The morbid name was given to the towers by historians in the 19th century and we have no idea what they were called by the people of medieval Aquitaine. There is only one contemporary account of a lanterne written by Peter the Venerable, 9th abbot of Cluny, on a visit to Charlieu in the Loire. “In the centre of the cemetery,” he wrote, “there is a structure of stone with a place at the top to receive a lamp whose light illuminates this sacred place every night as a sign of respect for the faithful who are buried here.”

The earliest illustration, meanwhile, appeared in a German book published around 1490, in which a lanterne des morts forms the backdrop for another, more familiar, late medieval subject, the Dance of Death.

The rest is guesswork. 

The great restorer of France’s ancient monuments, Eugène Viollet-le-Duc tried to link them to the Celts. The Templars and Irish monks have also been cited as instigators but no documents substantiate either idea.

Other theories maintain that they were built on the orders of crusaders. In Jerusalem they had seen an “elongated chimney” built over the tomb of Christ in the Church of the Holy Sepulchre and they decided to imitate it at home.

The obvious question is: what was their purpose? It seems fairly certain that a fire was lit at the top. In Fenioux, there are steps for this but other lanternes may have been operated by scrambling up iron pegs inside or operating a system of pulleys.

Their location in graveyards indicates that they were associated with rites of burial.

It is possible that they were used to simply honour the dead by keeping a flame burning over the tombs – a practice dating back to antiquity. A more fanciful notion is that they were lit to guide the departing soul on the first part of its journey away from the earth.

However, at least one author on the subject argues that they were not a generous gesture to the dead but a selfish contingency of the living. Cemeteries have always been scary places but in the Middle Ages they were scenes of imaginary terrors. For this reason, candles were kept burning in monasteries throughout the night.
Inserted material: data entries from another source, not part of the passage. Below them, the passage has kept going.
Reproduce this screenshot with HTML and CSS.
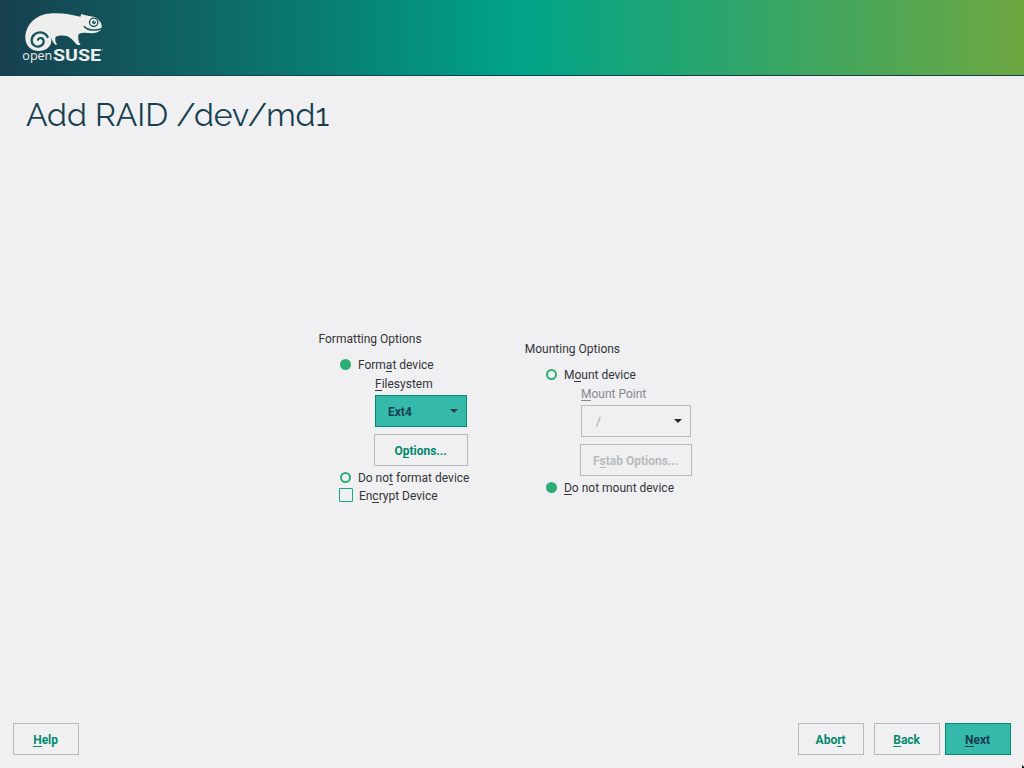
FILE: index.html
```html
<!DOCTYPE html>
<html lang="en">
<head>
<meta charset="utf-8">
<title>Add RAID /dev/md1</title>
<link rel="stylesheet" href="styles.css">
</head>
<body>
<header class="banner">
  <svg class="logo" viewBox="0 0 300 225" role="img" aria-label="openSUSE">
    <path class="body" d="M74 138C48 139 31 121 31 98C31 64 58 30 100 26C135 22 167 28 196 35L199 27L211 31L239 36C247 39 251 45 256 51C260 57 261 64 260 71C253 82 238 86 217 84C203 82 195 84 190 89C189 98 189 110 197 120L187 120C178 113 170 99 157 94C145 90 130 92 122 95C119 103 121 113 127 119L121 119C114 113 110 104 107 96C115 121 97 136 74 138Z"/>
    <path class="spiral" d="M98 96C91 81 73 79 60 87C46 97 47 116 60 123C73 129 87 120 86 108C85 98 73 96 69 104"/>
    <path class="mouth" d="M208 65C218 76 241 79 261 70"/>
    <circle class="eye" cx="236" cy="52" r="12.5"/>
    <circle class="pupil" cx="237" cy="52" r="5.5"/>
    <circle class="glint" cx="239" cy="50" r="1.8"/>
    <text class="open" x="22" y="165" textLength="90" lengthAdjust="spacingAndGlyphs">open</text>
    <text class="suse" x="114" y="167" textLength="144" lengthAdjust="spacingAndGlyphs">SUSE</text>
    <circle class="mark" cx="262" cy="135" r="1.6"/>
  </svg>
</header>
<main class="page">
  <h1 class="title">Add RAID /dev/md1</h1>
  <div class="groups">
    <section class="group">
      <h2 class="legend">Formatting Options</h2>
      <div class="choice"><i class="radio on"></i><span>Form<u>a</u>t device</span></div>
      <div class="nested">
        <div class="label"><u>F</u>ilesystem</div>
        <div class="combo active"><span>Ext4</span><i class="arrow"></i></div>
        <div class="btn opts">O<u>p</u>tions...</div>
      </div>
      <div class="choice"><i class="radio"></i><span>Do no<u>t</u> format device</span></div>
      <div class="choice"><i class="check"></i><span>En<u>c</u>rypt Device</span></div>
    </section>
    <section class="group mount">
      <h2 class="legend">Mounting Options</h2>
      <div class="choice"><i class="radio"></i><span>M<u>o</u>unt device</span></div>
      <div class="nested">
        <div class="label dim"><u>M</u>ount Point</div>
        <div class="combo wide"><span>/</span><i class="arrow"></i></div>
        <div class="btn opts wide off">F<u>s</u>tab Options...</div>
      </div>
      <div class="choice"><i class="radio on"></i><span><u>D</u>o not mount device</span></div>
    </section>
  </div>
</main>
<footer class="actions">
  <div class="btn help"><u>H</u>elp</div>
  <div class="btn">Abo<u>r</u>t</div>
  <div class="btn back"><u>B</u>ack</div>
  <div class="btn next"><u>N</u>ext</div>
</footer>
<svg class="cursor" viewBox="0 0 2 3"><path d="M0 0L2 2V3H0Z"/></svg>
</body>
</html>
```
FILE: styles.css
```css
* { box-sizing: border-box; }
body {
  margin: 0;
  width: 1024px;
  height: 768px;
  overflow: hidden;
  display: flex;
  flex-direction: column;
  background: #f0f0f3;
  color: #333537;
  font: 12px/18px Roboto, sans-serif;
}
u {
  text-decoration: none;
  display: inline-block;
  height: 16px;
  line-height: 18px;
  vertical-align: top;
  border-bottom: 1px solid currentColor;
}
.banner {
  height: 76px;
  flex: none;
  padding: 5px 0 0 15px;
  background: linear-gradient(90deg, #173f4f 0%, #00a489 51%, #6da741 100%);
  border-bottom: 1px solid #173f4f;
}
.logo { display: block; width: 100px; height: 75px; overflow: visible; }
.body, .glint, .mark { fill: #eeeeec; }
.spiral, .mouth { fill: none; stroke: #17515a; stroke-width: 6.5; stroke-linecap: round; }
.mouth { stroke-width: 4.5; }
.eye { fill: #eeeeec; stroke: #17515a; stroke-width: 4; }
.pupil { fill: #17515a; }
.open, .suse { fill: #eeeeec; font-family: "Open Sans", sans-serif; }
.open { font-size: 40px; }
.suse { font-family: Roboto, sans-serif; font-size: 49px; font-weight: 700; }
.page { flex: 1; display: flex; flex-direction: column; }
.title {
  margin: 0;
  padding: 18px 0 0 26px;
  height: 62px;
  font: 400 32px/42px Raleway, sans-serif;
  letter-spacing: -0.04px;
  color: #173f4f;
  white-space: nowrap;
}
.groups { display: flex; padding: 192px 0 0 318.5px; }
.group { width: 206.3px; }
.mount { padding-top: 10px; }
.legend { margin: 0 0 8px; font: inherit; }
.choice { display: flex; height: 18px; padding-left: 21.4px; white-space: pre; }
.mount .choice { padding-left: 21.2px; }
.radio { width: 11px; height: 11px; margin: 3px 7px 0 0; border: 2px solid #2bae76; border-radius: 50%; flex: none; }
.radio.on { background: #2bae76; }
.check { width: 14px; height: 14px; margin: 1px 6px 0 -1px; border: 1px solid #10ab83; border-radius: 1px; flex: none; }
.nested { padding: 1px 0 3px 56.5px; }
.mount .nested { padding-left: 56.2px; }
.label { height: 20px; }
.dim { color: #87888a; }
.combo {
  width: 92px;
  height: 32px;
  border: 1px solid #b9babc;
  padding: 0 8px 0 12px;
  display: flex;
  justify-content: space-between;
  align-items: center;
  color: #a5a6a8;
}
.combo span { padding-top: 2px; }
.combo.wide { width: 110px; padding-left: 14px; }
.combo.active { background: #35b9ab; border-color: #008a6e; color: #173f4f; font-weight: 700; }
.arrow { border: 4px solid transparent; border-top: 4px solid #25282a; border-bottom: 0; }
.active .arrow { border-top-color: #303b3d; }
.btn {
  width: 66px;
  height: 32px;
  border: 1px solid #b9babc;
  padding: 7px 0.8px 0 0;
  text-align: center;
  color: #028a6e;
  font-weight: 700;
  white-space: nowrap;
}
.opts { width: 94px; margin: 7px 0 0 -1px; }
.opts.wide { width: 112px; }
.off { color: #babbbd; }
.actions { display: flex; height: 45px; flex: none; padding: 0 13px; }
.help { margin-right: auto; }
.back { margin-left: 10px; }
.next { margin-left: 5px; background: #35b9ab; border-color: #008a6e; color: #173f4f; }
.cursor { position: absolute; right: 0; bottom: 0; width: 2px; height: 3px; }
```
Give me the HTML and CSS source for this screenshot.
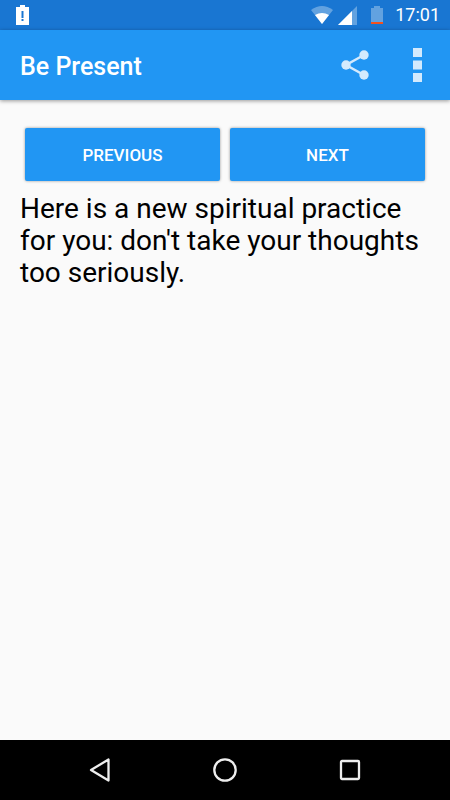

The lanternes may have had a similar function: to scare off evil spirits, to warn the dead to stay in their place — or even, it has been suggested, to show hordes of ghosts the way home after a night spent haunting the living.

Throughout the Bible, there are references to divine light as a gift of god to steer the pious away from evil. In the New Testament, the Parable of the Wise and Foolish Virgins is a lesson about spiritual vigilance represented by keeping an oil lamp alight through the night. This parable is depicted on the portal of Fenioux church, not far from the lanterne.

Indeed, it is hard to look at a lanterne and not be reminded of a candle burning in church in remembrance of those who have died: a huge stone candle permanently placed among the tombs of the cemetery that will never burn down.

Lanternes des Morts to visit

Cellefrouin (Charente, north of La Rochefoucauld)
In the cemetery above the town. Take the steps up from the main street.

Sarlat-la-Canéda (Dordogne)
A stout lanterne des morts, also called the Tour Saint Bernard, is behind the cathedral.

Felletin (Creuse, south of Aubusson)
Octagonal granite lanterne des morts in the cemetery

Fenioux (Charente-Maritime, north of Saintes)
Although next to the motorway, Fenioux can take some finding but it is worth it The replica is in Lozay service area on the A10, about 20km south of exit 33 for Surgères. There is another replica on top of the hill of Sion-Vaudémont in Lorraine.

Moutiers-en-Retz (Loire-Atlantique, southwest of Nantes)
In the middle of the village. The small statue on one side is of St Joseph, “the patron saint of a good death”.

Pranzac (Charente, east of Angoulême)
The lantern is on a village green on the road out of the village leading to Angoulême.